Results of information spillover effects

The geographic nature of the housing market provides a natural mechanism for information spillover effects among investors, as potential housing investors can use information from nearby investors to shape their perception and trading behaviors (Bailey et al. 2019). Comparable sales within the local neighborhood offer more informative insights for potential buyers with a narrow search scope focused on specific local submarkets than those in hyper-local districts. In this context, information spillover effects are stronger in closer proximity and tend to diminish with distance. Conversely, buyers with a broader search scope can benefit from surrounding information, as it helps them gather more relevant data, regardless of local or hyper-local distinctions. In this case, information spillover effects may remain strong or even increase with distance, as broader searches allow buyers to integrate a wider range of data sources, enhancing their understanding of market dynamics.

The results of the information spillover effects are presented in Table 4. The average investment activity in nearby neighborhoods within a one-mile radius is statistically significant and negatively impacts housing price dispersion, as shown in columns (1) and (2). Similarly, columns (3) and (4) demonstrate that average investment activity within a two-mile radius also has significant negative effects. Specifically, a one-percent increase in average neighborhood investment activities (within one mile) leads to a 0.01 percent decrease in housing price dispersion, while a one-percent increase within two miles results in a 0.05 percent decrease. This suggests that the information spillover effects do not decline significantly when the distance increases from one mile to two miles, as hyper-local areas serve as substitutes for broader searchers who are indifferent to specific locations. For these broader searchers, increased investment activities in wider neighborhoods provide more relevant price information for reference, thereby enhancing their decision-making process and contributing to a more efficient market (Bayer et al. 2021; Gao et al. 2021).

Table 4 Effects of Neighborhood Investment Activities on Housing Price Dispersion.

Conclusion

While there is an argument that housing investors can destabilize markets, our findings highlight the informational roles of housing investors in reducing housing price dispersion by providing liquidity and facilitating price discovery. Further analysis reveals an asymmetric impact of investment activities on housing price dispersion in cool and hot markets, with effects being more pronounced during cooler periods. This implies that housing investors can play a welfare-enhancing role in facilitating information efficiency and the price discovery process, especially in declining markets characterized by higher matching uncertainties and limited price information.
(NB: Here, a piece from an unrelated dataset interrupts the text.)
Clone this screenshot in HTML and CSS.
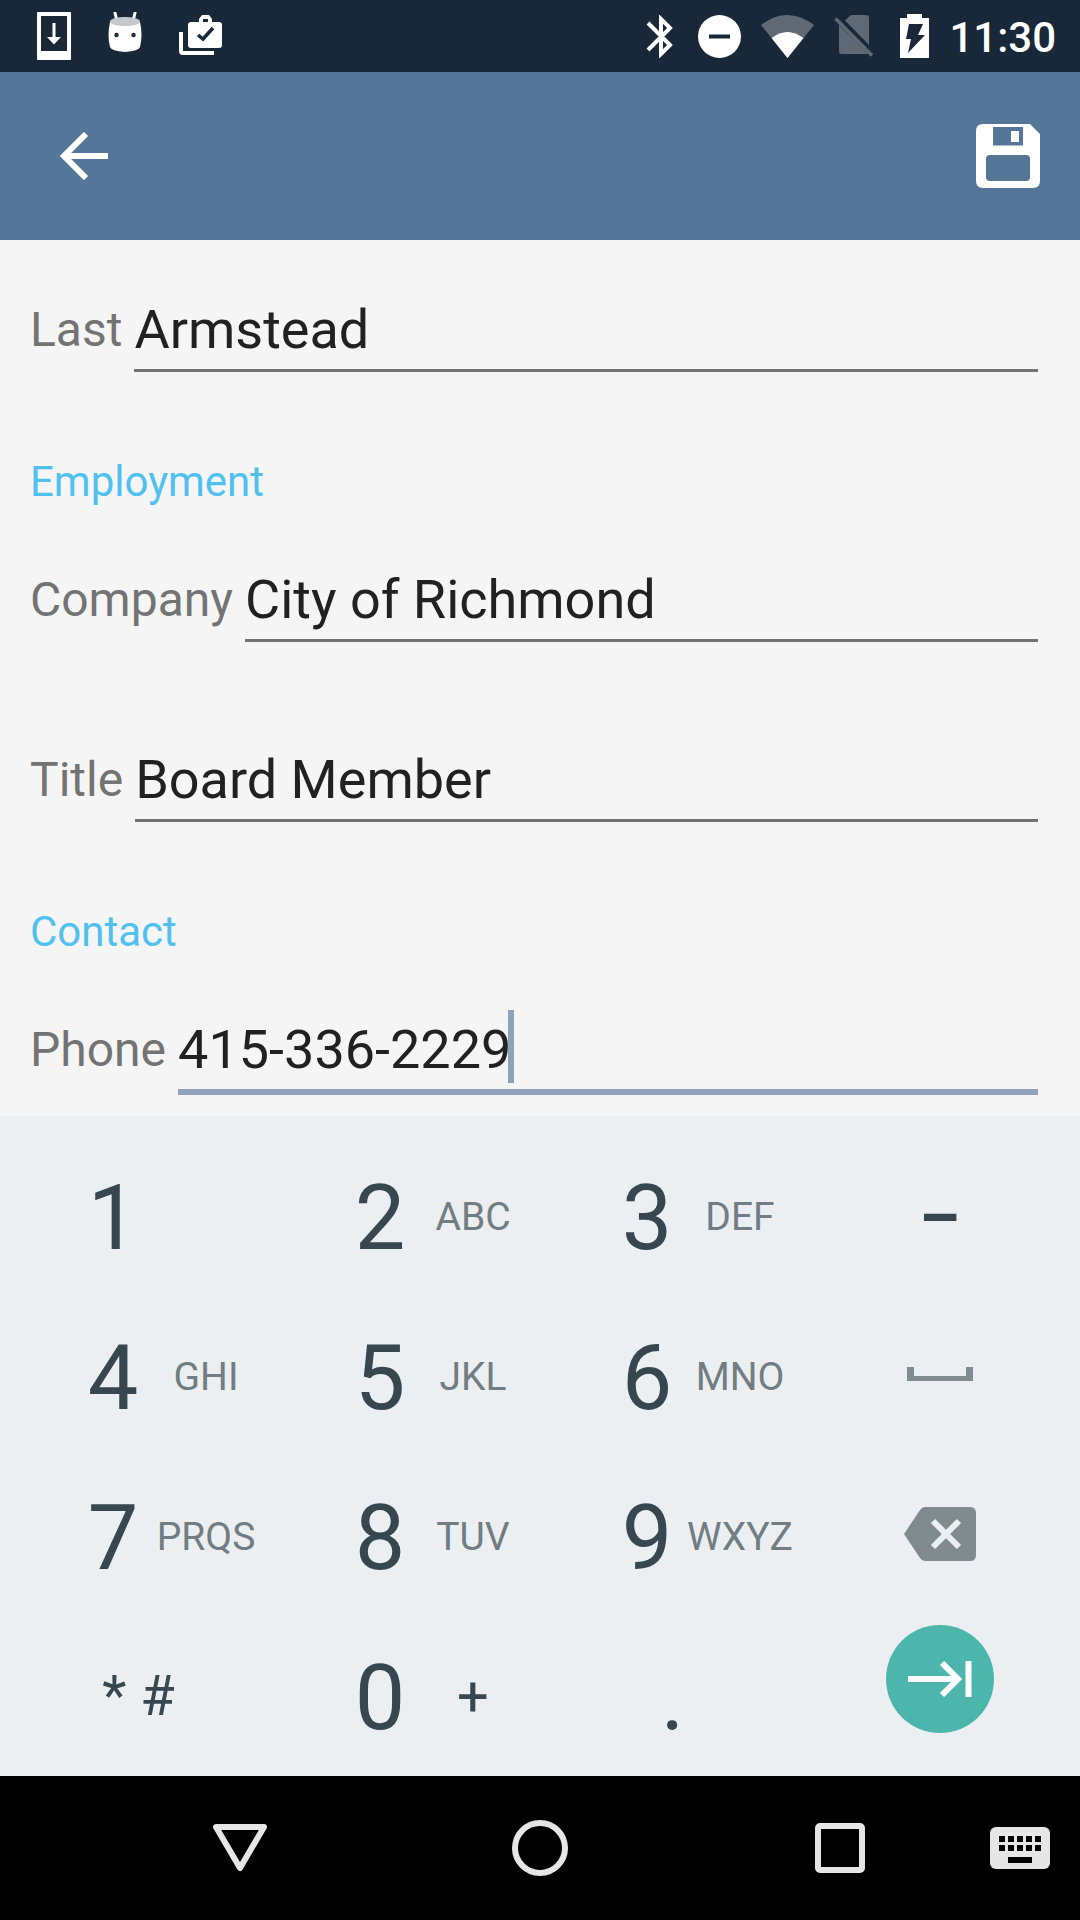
FILE: index.html
```html
<!DOCTYPE html>
<html lang="en">
<head>
<meta charset="utf-8">
<meta name="viewport" content="width=device-width, initial-scale=1">
<title>Edit contact</title>
<link rel="stylesheet" href="styles.css">
</head>
<body>
<div class="screen">
  <header class="status">
    <div class="status-group status-left">
      <svg width="34" height="48" viewBox="0 0 34 48" aria-hidden="true"><path fill="#fff" fill-rule="evenodd" d="M1 0h32q1 0 1 1v46q0 1-1 1H1q-1 0-1-1V1q0-1 1-1zM4 4v35h26V4z"/><path fill="#fff" d="M15.500 11h3v14H24l-7 7.500L10 25h5.500z"/></svg>
      <svg width="36" height="48" viewBox="-1 1 36 48" aria-hidden="true"><path d="M7 2l2 8M27 2l-2 8" stroke="#fff" stroke-width="3" stroke-linecap="round"/><path fill="#fff" d="M2 11Q-1 24 2 36q1 4 15 5 14-1 15-5 3-12 0-25z"/><ellipse cx="17" cy="10.500" rx="15" ry="4.500" fill="#c4c9cd"/><circle cx="8.500" cy="24" r="2.200" fill="#182838"/><circle cx="25.500" cy="24" r="2.200" fill="#182838"/></svg>
      <svg width="43" height="42" viewBox="0 0 43 42" aria-hidden="true"><path fill="#fff" fill-rule="evenodd" d="M20 7V4l3-4h7l3 4v3h7q3 0 3 3v20q0 3-3 3H12q-3 0-3-3V10q0-3 3-3zM24 4v3h5V4z"/><path d="M19 20l5 4L34 13" fill="none" stroke="#182838" stroke-width="3.500"/><path d="M2 17v19q0 2 2 2h31" fill="none" stroke="#fff" stroke-width="4"/></svg>
    </div>
    <div class="status-group">
      <svg width="32" height="43" viewBox="0 0 32 43" aria-hidden="true"><path d="M2 8l22 22-9 9V4l9 9L2 35" fill="none" stroke="#fff" stroke-width="4"/></svg>
      <svg width="43" height="43" viewBox="0 0 43 43" aria-hidden="true"><circle cx="21.500" cy="21.500" r="21.500" fill="#fff"/><path fill="#182838" d="M11 19.500h21v4H11z"/></svg>
      <svg width="53" height="43" viewBox="0 0 53 43" aria-hidden="true"><path fill="#5e6974" d="M0 10Q26-10 53 10L26.500 43z"/><path fill="#fff" d="M10.500 23Q26.500 11 42.500 23l-16 20z"/></svg>
      <svg width="40" height="42" viewBox="0 0 40 42" aria-hidden="true"><path fill="#5e6974" d="M17 0h15q3 0 3 3v27L11 5.500zM5 10l29.500 29-2.500 0H8q-3 0-3-3z"/><path d="M1.500 3.500l36.500 37" stroke="#5e6974" stroke-width="3.500"/></svg>
      <svg width="35" height="44" viewBox="-6 0 35 44" aria-hidden="true"><path fill="#fff" d="M7 0h15v4h7v40H0V4h7z"/><path fill="#182838" d="M9 10h14l-5 11h7L8 39l3-14H6z"/></svg>
      <time class="clock">11:30</time>
    </div>
  </header>

  <div class="appbar">
    <button class="icon-button" type="button" aria-label="Back"><svg width="48" height="48" viewBox="0 0 48 48"><path d="M26 2L4 24l22 22M5 24h43" fill="none" stroke="#fff" stroke-width="6"/></svg></button>
    <button class="icon-button" type="button" aria-label="Save"><svg width="64" height="64" viewBox="0 0 64 64"><path fill="#fff" fill-rule="evenodd" d="M7 0h47l10 10v47q0 7-7 7H7q-7 0-7-7V7q0-7 7-7zM17 3v18.500h30V3zM14 31q-4 0-4 4v18q0 4 4 4h36q4 0 4-4V35q0-4-4-4z"/><path fill="#fff" d="M35 7h8v11h-8z"/></svg></button>
  </div>

  <form class="form">
    <div class="field">
      <label class="label" for="last">Last</label>
      <div class="control"><input class="input" id="last" type="text" value="Armstead"></div>
    </div>
    <h2 class="section">Employment</h2>
    <div class="field">
      <label class="label" for="company">Company</label>
      <div class="control"><input class="input" id="company" type="text" value="City of Richmond"></div>
    </div>
    <div class="field">
      <label class="label" for="title">Title</label>
      <div class="control"><input class="input" id="title" type="text" value="Board Member"></div>
    </div>
    <h2 class="section">Contact</h2>
    <div class="field">
      <label class="label" for="phone">Phone</label>
      <div class="control"><input class="input input-active" id="phone" type="tel" value="415-336-2229"><span class="caret"></span></div>
    </div>
  </form>

  <div class="keypad">
    <button class="key" type="button"><span class="digit">1</span><span class="letters"></span></button>
    <button class="key" type="button"><span class="digit">2</span><span class="letters">ABC</span></button>
    <button class="key" type="button"><span class="digit">3</span><span class="letters">DEF</span></button>
    <button class="key key-side key-dash" type="button">–</button>

    <button class="key" type="button"><span class="digit">4</span><span class="letters">GHI</span></button>
    <button class="key" type="button"><span class="digit">5</span><span class="letters">JKL</span></button>
    <button class="key" type="button"><span class="digit">6</span><span class="letters">MNO</span></button>
    <button class="key key-side" type="button" aria-label="Space"><svg width="66" height="14" viewBox="0 0 66 14"><path fill="#7f8b8e" d="M0 0h7v9h52V0h7v14H0z"/></svg></button>

    <button class="key" type="button"><span class="digit">7</span><span class="letters">PRQS</span></button>
    <button class="key" type="button"><span class="digit">8</span><span class="letters">TUV</span></button>
    <button class="key" type="button"><span class="digit">9</span><span class="letters">WXYZ</span></button>
    <button class="key key-side" type="button" aria-label="Delete"><svg width="72" height="54" viewBox="0 0 72 54"><path fill="#7f8b8e" d="M21 0h45q6 0 6 6v42q0 6-6 6H21q-3 0-5-3L0 27 16 3q2-3 5-3z"/><path d="M29 14l26 26M55 14L29 40" stroke="#ebeff2" stroke-width="6"/></svg></button>

    <button class="key key-symbol" type="button">* #</button>
    <button class="key" type="button"><span class="digit">0</span><span class="letters plus">+</span></button>
    <button class="key key-symbol key-dot" type="button">.</button>
    <button class="key key-side key-next" type="button" aria-label="Next"><span class="next"><svg width="64" height="36" viewBox="0 0 64 36"><path d="M0 18h50M34 2l16 16-16 16M60.500 0v36" fill="none" stroke="#fff" stroke-width="6"/></svg></span></button>
  </div>

  <nav class="navbar">
    <button class="nav-button" type="button" aria-label="Back"><svg width="56" height="56" viewBox="0 0 56 56"><path d="M4 7h48L28 48z" fill="none" stroke="#e6e6e6" stroke-width="6" stroke-linejoin="round"/></svg></button>
    <button class="nav-button" type="button" aria-label="Home"><svg width="56" height="56" viewBox="0 0 56 56"><circle cx="28" cy="28" r="25" fill="none" stroke="#e6e6e6" stroke-width="6"/></svg></button>
    <button class="nav-button" type="button" aria-label="Recent apps"><svg width="50" height="50" viewBox="0 0 50 50"><rect x="3" y="3" width="44" height="44" rx="2" fill="none" stroke="#e6e6e6" stroke-width="6"/></svg></button>
    <button class="nav-button" type="button" aria-label="Choose keyboard"><svg width="60" height="42" viewBox="0 0 60 42"><rect width="60" height="42" rx="6" fill="#e6e6e6"/><path d="M9 12h42M9 21h42" stroke="#000" stroke-width="6" stroke-dasharray="6 3"/><path fill="#000" d="M18 30h24v6H18z"/></svg></button>
  </nav>
</div>
</body>
</html>
```
FILE: styles.css
```css
* {
  box-sizing: border-box;
}

body {
  margin: 0;
  font-family: Roboto, "Noto Sans", sans-serif;
  background: #f5f5f5;
}

button {
  padding: 0;
  border: 0;
  background: none;
  color: inherit;
  font: inherit;
}

svg {
  display: block;
}

.screen {
  display: flex;
  flex-direction: column;
  height: 100vh;
}

/* Status bar */
.status {
  flex: none;
  display: flex;
  align-items: center;
  justify-content: space-between;
  height: 72px;
  padding: 0 24px 0 37px;
  background: #182838;
  color: #fff;
}

.status-group {
  display: flex;
  align-items: center;
  gap: 20px;
}

.status-left {
  gap: 36px;
}

.clock {
  padding-top: 4px;
  font-size: 42px;
  line-height: 48px;
  font-weight: 500;
}

/* App bar */
.appbar {
  flex: none;
  display: flex;
  align-items: center;
  justify-content: space-between;
  height: 168px;
  padding: 0 40px 0 60px;
  background: #547699;
}

/* Form */
.form {
  flex: 1;
  min-height: 0;
  overflow-y: auto;
  scrollbar-width: none;
  padding: 0 42px 0 30px;
}

.field {
  display: flex;
  align-items: flex-start;
  gap: 12px;
  height: 180px;
  padding-top: 57px;
}

.label {
  padding-top: 5px;
  font-size: 48px;
  line-height: 56px;
  color: #737373;
}

.control {
  position: relative;
  flex: 1;
}

.input {
  display: block;
  width: 100%;
  height: 75px;
  padding: 0 0 8px;
  border: 0;
  border-bottom: 3px solid #737373;
  border-radius: 0;
  outline: 0;
  background: none;
  font: 54px/64px Roboto, "Noto Sans", sans-serif;
  color: #212121;
}

.input-active {
  height: 78px;
  border-bottom: 6px solid #90a2b9;
}

.caret {
  position: absolute;
  left: 330px;
  top: -7px;
  width: 6px;
  height: 73px;
  background: #90a2b9;
}

.section {
  height: 90px;
  margin: 0;
  padding-top: 37px;
  font-size: 42px;
  line-height: 50px;
  font-weight: 400;
  color: #50c0ee;
}

/* Keypad */
.keypad {
  flex: none;
  display: grid;
  grid-template-columns: 267fr 267fr 267fr 227fr;
  grid-auto-rows: 156px;
  row-gap: 4px;
  padding: 22px 26px 2px;
  background: #ebeff2;
  color: #37474f;
}

.key {
  display: flex;
  align-items: center;
  justify-content: center;
  padding-left: 21px;
}

.digit {
  width: 72px;
  padding-top: 6px;
  font-size: 90px;
  line-height: 106px;
}

.letters {
  width: 114px;
  padding-top: 2px;
  font-size: 39px;
  line-height: 48px;
  color: #717d82;
}

.plus,
.key-symbol {
  font-size: 56px;
  line-height: 64px;
  color: #37474f;
}

.key-symbol {
  padding: 0 42px 0 0;
}

.key-dot {
  padding-top: 6px;
  font-size: 90px;
}

.key-side {
  padding: 0 2px 4px 0;
}

.key-dash {
  padding: 4px 2px 0 0;
  font-size: 64px;
  font-weight: 700;
}

.key-next {
  padding-bottom: 34px;
}

.next {
  display: flex;
  align-items: center;
  justify-content: center;
  width: 108px;
  height: 108px;
  border-radius: 50%;
  background: #4db6ac;
}

/* System navigation */
.navbar {
  flex: none;
  display: grid;
  grid-template-columns: 1fr 1fr 1fr 60px;
  height: 144px;
  padding: 0 30px 0 90px;
  background: #000;
}

.nav-button {
  display: flex;
  align-items: center;
  justify-content: center;
}
```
Moreover, information spillover effects manifest geographically during within-market analyses, as submarkets act as substitutes for broader searchers in segmented housing markets. The prevalence of broad searchers facilitates the spillover of price information across various submarkets, reshaping the market’s response to localized demand and supply shocks. In the presence of information spillover effects, investors with a broad search scope help enhance market efficiency and reduce price dispersion over a wider range. This analysis underscores the mechanisms through which information circulates and influences the price discovery process across different submarkets.

Our findings contribute to the debate about the role of investors in the housing market by emphasizing their welfare-enhancing functions in promoting liquidity and price information efficiency. While a common narrative suggests that housing investors contribute to bubbles, leading policymakers to implement restrictions such as transaction taxes to curb speculation and volatility, it is essential to recognize the value of informed investors. These investors serve as intermediaries, enhancing welfare in markets with informational frictions. However, government interventions aimed at curbing speculative fervor can be a double-edged sword. These measures to deter speculative investment activities can partially undermine the welfare-enhancing roles of investors by discouraging both informed and uninformed investors. Our study provides evidence that investor activities are significant in reducing price dispersion, even amidst noise-driven investors. Therefore, policymakers should carefully evaluate the diverse functions of investors and tailor restrictions to avoid unintended consequences, ensuring that interventions do not hinder the beneficial roles of informed investors.

Our results provide potential policy implications regarding information efficiency in the housing market, particularly in the context of big data and the impacts of the digital economy. The land registry of the Hong Kong SAR government provides access to historical and current information on properties with chargesFootnote 16. As a result, potential home buyers incur transaction costs when obtaining price information for comparable trades, which can hinder the overall efficiency of property transactions. One potential solution is to establish an open-access post-trade information system that allows investors to access local demand-side data, thereby enhancing information efficiency within the segmented housing market. Furthermore, leveraging big data analytics could improve the accuracy of price assessments and market predictions, ultimately fostering a more transparent and efficient housing market. Policymakers should consider these strategies to mitigate information asymmetries and support informed decision-making among market participants.

The limitations of this study and suggestions for future research encompass two key aspects. First, future research could leverage policy interventions and causal identification strategies to generate more compelling evidence on how investor activities affect housing price dispersion. While this paper primarily focuses on the effects of investor activities on housing price dispersion, an important area for future research involves the causal identification of such effects through policy-induced changes. The Special Stamp Duty (SSD), implemented in Hong Kong in November 2010, imposed a tax on properties resold within 24 or 36 months after purchase. This policy unexpectedly curbed investor activities, creating a discontinuity in investment patterns that can be leveraged to assess its effects on housing markets. Future research will investigate the causal effects of the SSD policy on housing price dispersion using more in-depth analyses, such as regression discontinuity (RD) design, to exploit the sharp timing of the policy implementation. These findings will contribute to a deeper understanding of the long-term causal effects of policy interventions on housing price dispersion. Second, our current lack of individual-level data restricts our ability to categorize market participants clearly. However, this presents an interesting avenue for future research focused on the trading composition among different types of investors. Future studies could examine how various market segments, such as presale and spot markets, with differing proportions of experienced versus first-time investors, influence housing price dynamics.